Step 4, given the new valuations, would be to announce new tax rates for residential property and businesses with green discounts. Introducing the simple equity-based deferral system for residential property, with small discounts for cash payers, is highly desirable as part of Step 4, as it prevents revaluation shocks to the cash-flow of those with limited ability to pay. Even with a deferral and the green discount, it makes sense to phase in the taxes paid. For example, in the first year, the effective property value for taxation could be based on one-third of the new value and two-thirds of the old. In the second year, the effective value could be two-thirds of the new and one-third of the old, with the transition completed in the third year.

Both simple deferral and the green discount are crucial elements in gaining public acceptability for property tax reform. As public alarm about the climate crisis mounts, especially among younger generations, the rationale for the green discount will be increasingly widely appreciated. Initially, deferral should be offered to the over-65 age group. Later, given experience with take-up and administration, deferral can be extended to all owners of residential property. Throughout, a programme of education and consultation to build public acceptance and achieve a degree of cross-party consensus would be highly advisable.

Step 5 should implement improvements in valuation systems with a view, for each property, to split the overall value into land and building components.
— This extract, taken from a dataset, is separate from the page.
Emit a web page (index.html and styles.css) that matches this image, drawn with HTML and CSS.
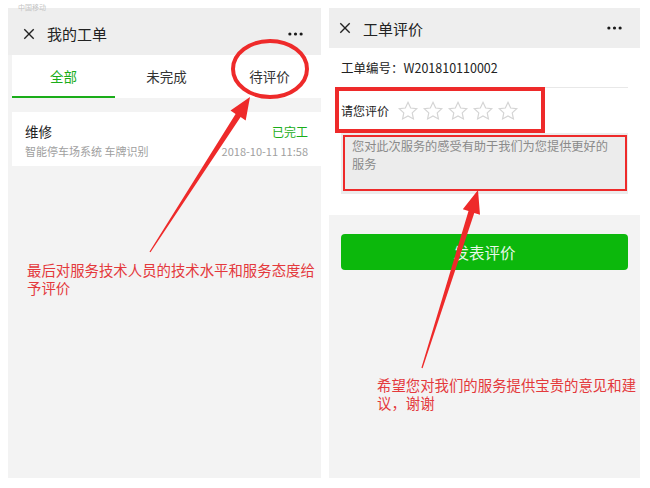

Finally, in Step 6, tax rates for the two components can be separated, with tax rates on land values adjusted upwards relative to tax rates on buildings.


It is urgent to implement green property taxes globally, given the climate emergency. This column has explained how to implement green discounts as part of good tax design. As well as incentivising the green transition and reducing climate risk for the financial system, the green LVT would broaden the tax base and increase revenue. It will improve equity, stabilise the economy and the financial system, improve efficiency in resource allocation and promote growth. It has the advantage of simplicity in implementation and low costs of administration. It will help reduce housing supply constraints. In country-by-country implementation of the green LVT, localism – i.e. subsidiarity and democratic accountability – and national objectives will need to be balanced to achieve public acceptability and ease the transition from the prior property tax system.